# [GOAL OF THE EXERCISE]
Lines holding the string "html" are the ones to copy; find them all in the data.

# [PROVIDED DATA]
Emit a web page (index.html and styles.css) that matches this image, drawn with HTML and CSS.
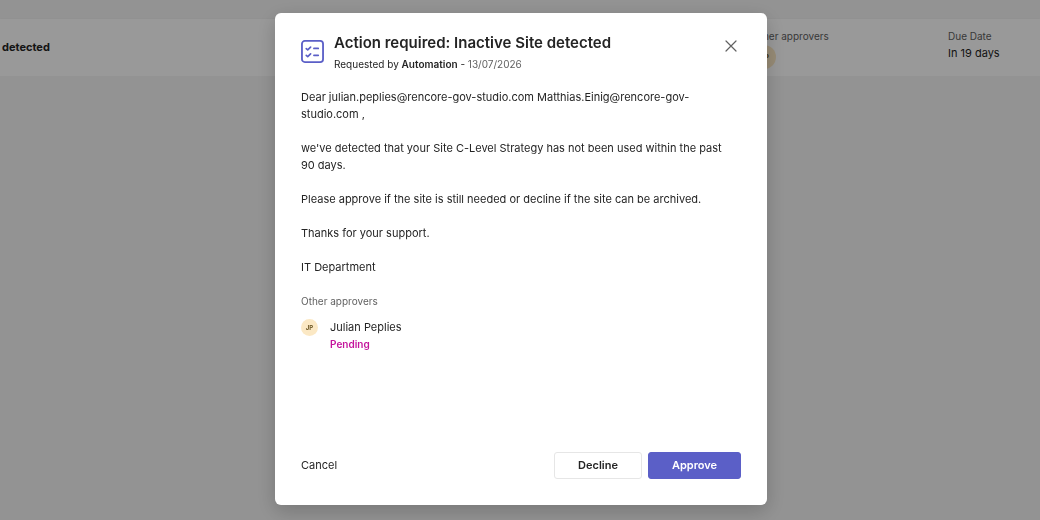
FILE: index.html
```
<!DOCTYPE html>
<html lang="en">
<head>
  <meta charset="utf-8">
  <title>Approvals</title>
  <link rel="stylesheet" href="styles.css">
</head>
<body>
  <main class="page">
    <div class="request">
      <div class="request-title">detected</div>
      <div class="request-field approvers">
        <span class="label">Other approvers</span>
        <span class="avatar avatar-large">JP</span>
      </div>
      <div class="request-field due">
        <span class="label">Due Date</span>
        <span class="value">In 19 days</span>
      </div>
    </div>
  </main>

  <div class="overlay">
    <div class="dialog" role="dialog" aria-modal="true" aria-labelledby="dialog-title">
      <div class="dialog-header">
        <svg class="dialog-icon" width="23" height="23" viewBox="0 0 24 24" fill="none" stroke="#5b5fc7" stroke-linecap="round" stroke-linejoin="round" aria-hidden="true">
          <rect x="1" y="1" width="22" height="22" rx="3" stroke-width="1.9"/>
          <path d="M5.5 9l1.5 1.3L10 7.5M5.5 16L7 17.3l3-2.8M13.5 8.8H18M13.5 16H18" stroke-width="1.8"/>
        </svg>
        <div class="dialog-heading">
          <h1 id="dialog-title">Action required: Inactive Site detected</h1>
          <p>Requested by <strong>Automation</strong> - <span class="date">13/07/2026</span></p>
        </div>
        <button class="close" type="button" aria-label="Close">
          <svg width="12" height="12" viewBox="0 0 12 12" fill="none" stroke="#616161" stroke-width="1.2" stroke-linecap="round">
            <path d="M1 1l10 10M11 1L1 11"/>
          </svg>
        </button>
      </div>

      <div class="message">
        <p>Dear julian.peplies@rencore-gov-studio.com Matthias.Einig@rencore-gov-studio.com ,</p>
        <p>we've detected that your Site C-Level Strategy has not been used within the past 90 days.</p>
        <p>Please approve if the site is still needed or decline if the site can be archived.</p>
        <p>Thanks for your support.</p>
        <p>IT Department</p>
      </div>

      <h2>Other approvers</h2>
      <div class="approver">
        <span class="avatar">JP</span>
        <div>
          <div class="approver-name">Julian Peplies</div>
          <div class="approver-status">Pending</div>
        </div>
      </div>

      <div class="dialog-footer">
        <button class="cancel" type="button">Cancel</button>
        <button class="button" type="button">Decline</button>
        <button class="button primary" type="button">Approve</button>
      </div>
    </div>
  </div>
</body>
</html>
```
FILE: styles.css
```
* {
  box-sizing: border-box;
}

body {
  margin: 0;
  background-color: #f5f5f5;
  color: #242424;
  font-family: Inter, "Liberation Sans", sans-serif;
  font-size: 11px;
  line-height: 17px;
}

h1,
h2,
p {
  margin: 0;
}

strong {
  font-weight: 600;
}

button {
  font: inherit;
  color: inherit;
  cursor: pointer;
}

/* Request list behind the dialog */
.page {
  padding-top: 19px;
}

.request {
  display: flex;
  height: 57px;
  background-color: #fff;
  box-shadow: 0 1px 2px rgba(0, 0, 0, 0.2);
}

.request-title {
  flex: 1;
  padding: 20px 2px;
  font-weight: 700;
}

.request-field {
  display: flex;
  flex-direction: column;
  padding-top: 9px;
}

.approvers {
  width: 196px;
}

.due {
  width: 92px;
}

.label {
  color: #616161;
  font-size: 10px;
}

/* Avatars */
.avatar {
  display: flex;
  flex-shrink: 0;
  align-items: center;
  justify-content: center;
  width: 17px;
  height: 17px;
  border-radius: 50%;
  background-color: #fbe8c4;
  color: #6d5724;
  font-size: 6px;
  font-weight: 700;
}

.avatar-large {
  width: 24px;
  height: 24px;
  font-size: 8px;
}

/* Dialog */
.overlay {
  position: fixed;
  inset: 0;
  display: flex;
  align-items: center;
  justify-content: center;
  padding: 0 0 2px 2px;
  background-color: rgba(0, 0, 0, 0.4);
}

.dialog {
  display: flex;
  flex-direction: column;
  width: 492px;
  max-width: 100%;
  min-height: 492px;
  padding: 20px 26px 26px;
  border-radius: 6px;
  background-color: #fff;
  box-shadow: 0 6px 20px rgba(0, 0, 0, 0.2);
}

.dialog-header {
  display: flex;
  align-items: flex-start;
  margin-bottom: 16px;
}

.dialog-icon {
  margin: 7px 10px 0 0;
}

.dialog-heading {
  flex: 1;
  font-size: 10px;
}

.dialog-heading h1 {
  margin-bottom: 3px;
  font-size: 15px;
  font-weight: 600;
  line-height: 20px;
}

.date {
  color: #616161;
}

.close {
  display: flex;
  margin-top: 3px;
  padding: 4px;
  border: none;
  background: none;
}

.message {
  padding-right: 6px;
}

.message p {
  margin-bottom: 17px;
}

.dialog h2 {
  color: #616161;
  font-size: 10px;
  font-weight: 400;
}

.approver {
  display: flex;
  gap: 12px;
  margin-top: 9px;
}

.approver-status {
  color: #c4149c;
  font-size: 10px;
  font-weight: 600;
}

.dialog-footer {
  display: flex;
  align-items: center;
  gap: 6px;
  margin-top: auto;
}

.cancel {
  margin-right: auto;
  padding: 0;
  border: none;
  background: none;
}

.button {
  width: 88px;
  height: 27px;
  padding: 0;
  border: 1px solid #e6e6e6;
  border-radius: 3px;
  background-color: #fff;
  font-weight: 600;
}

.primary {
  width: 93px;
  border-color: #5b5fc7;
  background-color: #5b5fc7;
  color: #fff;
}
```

# [SOLUTION TO THIS EXERCISE]
Emit a web page (index.html and styles.css) that matches this image, drawn with HTML and CSS.
FILE: index.html
<!DOCTYPE html>
<html lang="en">
</html>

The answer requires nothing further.